Moneycontrol could not independently verify the report.
The data would be shared for an ‘economic fee’ as these companies do the work, ensure competition and universal access to citizens’ database, the report stated. “There is a lot of misunderstanding among companies. The government will not take the data for free, and whatever it takes will be revealed to the public,” an official said.
The move comes after MeitY changed its stance on monetisation and ownership of public data, and said companies and not the government should be the responsible party.
It would impact current norms, by which companies have to take user consent before allowing access, where there is no alternative offered.
Another official told the paper that consensus among ministries is for the public data guidelines and private data legislation to be streamlined.
Experts feel that India could tie up with other interested parties such as the European Union and Japan to work out a way around the stronghold over public data held by Big Tech.

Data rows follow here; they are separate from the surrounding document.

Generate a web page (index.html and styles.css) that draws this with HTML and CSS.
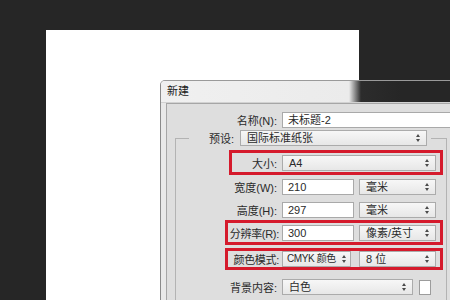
FILE: index.html
```html
<!DOCTYPE html>
<html lang="zh-CN">
<head>
    <meta charset="UTF-8">
    <title>新建</title>
    <link rel="stylesheet" href="styles.css">
</head>
<body>
    <div class="workspace">
        <!-- Document canvas -->
        <div class="page"></div>

        <!-- New document dialog -->
        <div class="dialog">
            <div class="title-bar">新建</div>
            <div class="dialog-body">
                <div class="panel">
                    <div class="row row-name">
                        <span class="label label-name">名称(N):</span>
                        <div class="input input-name">未标题-2</div>
                    </div>

                    <fieldset class="group">
                        <legend class="preset">
                            <span class="label label-preset">预设:</span>
                            <div class="select select-preset">国际标准纸张</div>
                        </legend>

                        <div class="row row-size mark mark-wide">
                            <span class="label label-size">大小:</span>
                            <div class="select select-size">A4</div>
                        </div>

                        <div class="row row-width">
                            <span class="label">宽度(W):</span>
                            <div class="input input-num">210</div>
                            <div class="select select-unit">毫米</div>
                        </div>

                        <div class="row row-height">
                            <span class="label">高度(H):</span>
                            <div class="input input-num">297</div>
                            <div class="select select-unit">毫米</div>
                        </div>

                        <div class="row row-res mark">
                            <span class="label label-mark">分辨率(R):</span>
                            <div class="input input-num">300</div>
                            <div class="select select-unit">像素/英寸</div>
                        </div>

                        <div class="row row-mode mark">
                            <span class="label label-mark">颜色模式:</span>
                            <div class="select select-mode">CMYK 颜色</div>
                            <div class="select select-unit select-bits">8 位</div>
                        </div>

                        <div class="row row-bg">
                            <span class="label">背景内容:</span>
                            <div class="select select-bg">白色</div>
                            <div class="swatch"></div>
                        </div>
                    </fieldset>
                </div>
            </div>
        </div>
    </div>
</body>
</html>
```

FILE: styles.css
```css
* {
    margin: 0;
    padding: 0;
    box-sizing: border-box;
}

body {
    background: #262626;
    width: 450px;
    height: 300px;
    overflow: hidden;
    font-family: 'Liberation Sans', 'Noto Sans CJK SC', sans-serif;
    font-size: 11px;
    color: #2a2a2a;
}

.workspace {
    position: relative;
    width: 450px;
    height: 300px;
    padding: 30px 0 0 46px;
}

.page {
    width: 313px;
    height: 280px;
    background: #ffffff;
}

/* Dialog window */
.dialog {
    position: absolute;
    left: 160px;
    top: 80px;
    width: 300px;
    height: 230px;
    border-left: 1px solid #8a8a8a;
    border-top: 1px solid #9a9a9a;
    border-top-left-radius: 5px;
    overflow: hidden;
}

.title-bar {
    height: 21px;
    line-height: 21px;
    padding-left: 6px;
    color: #1a1a1a;
    background: linear-gradient(to right, #f0f0f0 0, #ebebeb 188px, #2c2c2c 200px, #262626 240px);
}

.dialog-body {
    height: 210px;
    padding-left: 5px;
    background: #e9e9e9;
    border-top: 1px solid #d2d2d2;
}

.panel {
    height: 100%;
    background: #dedede;
    border-left: 1px solid #a6a6a6;
    border-top: 1px solid #a6a6a6;
}

/* Rows */
.row {
    display: flex;
    align-items: center;
    height: 16px;
}

.label {
    width: 106px;
    padding-right: 5px;
    text-align: right;
    white-space: nowrap;
    flex-shrink: 0;
}

.row-name {
    margin-top: 8px;
}

.label-name {
    width: 115px;
}

.group {
    width: 272px;
    margin: 2px 0 0 8px;
    padding: 0 0 8px 0;
    border: 1px solid #b3b3b3;
    min-width: 0;
}

.preset {
    display: flex;
    align-items: center;
    margin-left: 13px;
    padding-right: 4px;
}

.label-preset {
    width: 45px;
    padding-right: 0;
    margin-right: 6px;
}

/* Highlighted rows */
.mark {
    border: 3px solid #d51a2c;
    margin-left: 49px;
    width: 218px;
    padding-right: 4px;
}

.mark-wide {
    margin-left: 53px;
    width: 214px;
}

.label-size {
    width: 50px;
}

.label-mark {
    width: 54px;
    padding-right: 3px;
    letter-spacing: -0.3px;
}

.row-size {
    height: 25px;
    margin-top: 4px;
}

.row-width {
    margin-top: 4px;
}

.row-height {
    margin-top: 7px;
}

.row-res {
    height: 25px;
    margin-top: 2px;
}

.row-mode {
    height: 22px;
    margin-top: 3px;
}

.row-bg {
    margin-top: 9px;
}

/* Fields */
.input,
.select {
    height: 16px;
    line-height: 14px;
    padding-left: 5px;
    border: 1px solid #a9a9a9;
    white-space: nowrap;
    flex-shrink: 0;
}

.input {
    background: #ffffff;
}

.input-name {
    width: 200px;
}

.input-num {
    width: 72px;
}

.select {
    position: relative;
    padding-left: 6px;
    background: linear-gradient(#f7f7f7, #e7e7e7);
    border-color: #ababab;
}

.select::before,
.select::after {
    content: "";
    position: absolute;
    right: 6px;
    border-left: 2px solid transparent;
    border-right: 2px solid transparent;
}

.select::before {
    top: 3px;
    border-bottom: 3px solid #4a4a4a;
}

.select::after {
    top: 8px;
    border-top: 3px solid #4a4a4a;
}

.select-preset {
    width: 187px;
}

.select-size {
    width: 154px;
}

.select-unit {
    width: 77px;
    margin-left: 5px;
}

.select-mode {
    width: 69px;
    padding-left: 4px;
    font-size: 10px;
    letter-spacing: -0.4px;
}

.select-mode::before,
.select-mode::after {
    right: 4px;
}

.select-bits {
    margin-left: 8px;
}

.select-bg {
    width: 131px;
}

.swatch {
    width: 12px;
    height: 15px;
    margin-left: 6px;
    background: #ffffff;
    border: 1px solid #9c9c9c;
}
```
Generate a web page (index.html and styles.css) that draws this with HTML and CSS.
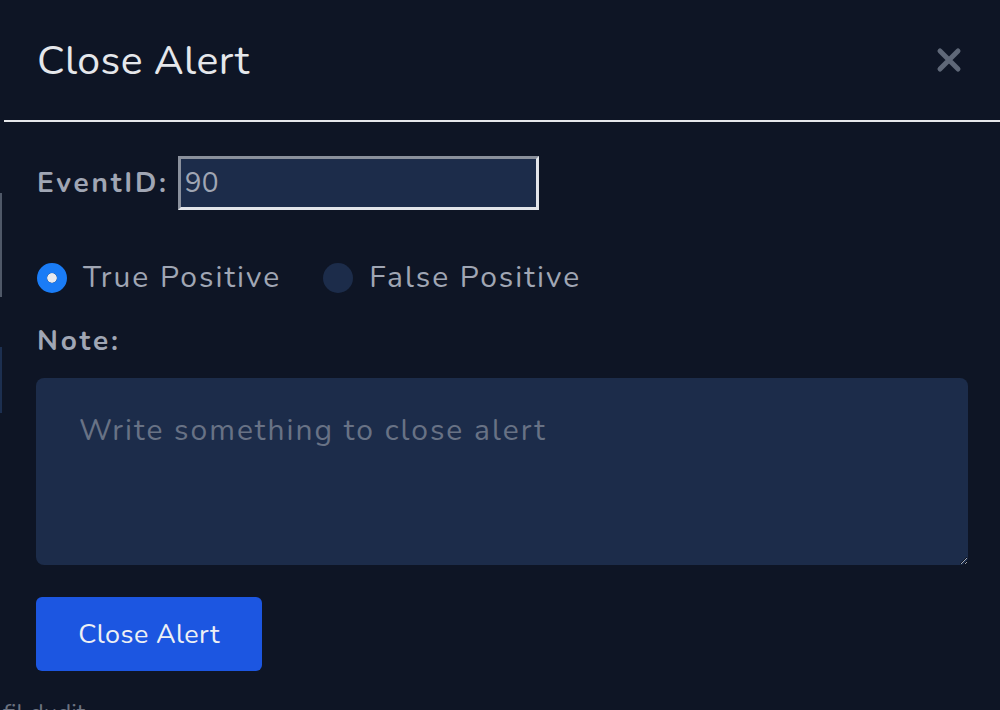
FILE: index.html
```html
<!DOCTYPE html>
<html lang="en">
<head>
    <meta charset="UTF-8">
    <meta name="viewport" content="width=device-width, initial-scale=1.0">
    <title>Close Alert</title>
    <link rel="stylesheet" href="styles.css">
</head>
<body>
    <div class="page">
        <div class="rail">
            <span class="rail-line gray"></span>
            <span class="rail-line blue"></span>
        </div>
        <div class="modal">
            <div class="modal-header">
                <h2>Close Alert</h2>
                <button class="close-btn" aria-label="Close">
                    <svg width="28" height="28" viewBox="0 0 28 28">
                        <path d="M5 5 L23 23 M23 5 L5 23" stroke="#5f6878" stroke-width="5" stroke-linecap="round"/>
                    </svg>
                </button>
            </div>
            <form class="modal-body" onsubmit="return false">
                <div class="event-row">
                    <label for="eventId">EventID:</label>
                    <input id="eventId" type="text" value="90">
                </div>
                <div class="radio-row">
                    <label class="radio">
                        <input type="radio" name="verdict" checked>
                        <span class="dot"></span>
                        True Positive
                    </label>
                    <label class="radio">
                        <input type="radio" name="verdict">
                        <span class="dot"></span>
                        False Positive
                    </label>
                </div>
                <label class="note-label" for="note">Note:</label>
                <textarea id="note" placeholder="Write something to close alert"></textarea>
                <button class="submit-btn" type="submit">Close Alert</button>
            </form>
        </div>
    </div>
    <div class="behind">fil dudit</div>
</body>
</html>
```

FILE: styles.css
```css
body {
    margin: 0;
    background-color: #0e1525;
    font-family: "Nunito", "Lato", sans-serif;
    overflow: hidden;
    height: 710px;
}
.page {
    display: flex;
}
.rail {
    width: 4px;
    display: flex;
    flex-direction: column;
}
.rail-line {
    display: block;
    width: 2px;
}
.rail-line.gray {
    margin-top: 193px;
    height: 104px;
    background-color: #4f5868;
}
.rail-line.blue {
    margin-top: 50px;
    height: 66px;
    background-color: #1c2f50;
}
.modal {
    flex: 1;
}
.modal-header {
    height: 122px;
    display: flex;
    align-items: center;
    justify-content: space-between;
    padding: 0 37px 0 33px;
    border-bottom: 2px solid #e5e7eb;
    box-sizing: border-box;
}
.modal-header h2 {
    margin: 0;
    color: #e5e7eb;
    font-size: 41px;
    font-weight: 400;
    letter-spacing: 0.4px;
}
.close-btn {
    background: none;
    border: 0;
    padding: 0;
    width: 28px;
    height: 28px;
    cursor: pointer;
}
.modal-body {
    padding: 34px 32px 26px 32px;
    display: flex;
    flex-direction: column;
}
.event-row {
    display: flex;
    align-items: center;
    padding-left: 1px;
}
.event-row label,
.note-label {
    color: #a0a6b4;
    font-size: 28px;
    font-weight: 700;
    letter-spacing: 2.8px;
}
.event-row input {
    margin-left: 9px;
    width: 361px;
    height: 54px;
    box-sizing: border-box;
    background-color: #1c2c4a;
    border: 3px solid #e2e5ea;
    border-top-color: #8a909c;
    border-left-color: #8a909c;
    color: #a0a6b4;
    font-family: inherit;
    font-size: 28px;
    padding: 0 4px;
    outline: none;
}
.radio-row {
    display: flex;
    gap: 42px;
    margin-top: 47px;
    padding-left: 1px;
}
.radio {
    display: flex;
    align-items: center;
    gap: 16px;
    color: #a0a6b4;
    font-size: 30px;
    letter-spacing: 2px;
    cursor: pointer;
}
.radio input {
    display: none;
}
.dot {
    width: 30px;
    height: 30px;
    border-radius: 50%;
    background-color: #1c2c4a;
    box-sizing: border-box;
}
.radio input:checked + .dot {
    border: 10px solid #1a7cf6;
    background-clip: padding-box;
    background-color: #e8eaef;
}
.note-label {
    margin-top: 24px;
    padding-left: 1px;
}
textarea {
    margin-top: 18px;
    height: 187px;
    box-sizing: border-box;
    background-color: #1c2c4a;
    border: 0;
    border-radius: 8px;
    padding: 32px 43px;
    color: #a0a6b4;
    font-family: inherit;
    font-size: 30px;
    letter-spacing: 2px;
    outline: none;
}
textarea::placeholder {
    color: #687285;
}
.submit-btn {
    margin-top: 32px;
    align-self: flex-start;
    width: 226px;
    height: 74px;
    background-color: #1c56e1;
    border: 0;
    border-radius: 6px;
    color: #eef0f4;
    font-family: inherit;
    font-size: 27px;
    letter-spacing: 0.4px;
    cursor: pointer;
}
.behind {
    padding-left: 3px;
    color: #6b7280;
    font-size: 24px;
}
```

For perspective, US-based Microsoft, Apple, Amazon, Google and Facebook, and China-based Tencent and Alibaba hold close to 67 percent of all data market by value, a United Nations Conference on Trade and Development (UNCTAD) report on digital economies found.
The proposed plan, which follows the tabling of the Personal Data Protection (PDP) Bill in the Parliament, violates intellectual property rights (IPR), industry groups told the paper.
Data acquisition by the government will not pass muster in a court of law, since the companies have gathered the data after spending “time and resources,” the official added.
Justice BN Srikrishna, who led the panel that prepared the draft bill, called the bill placed in Parliament 'dangerous' and can turn India into an 'Orwellian state'.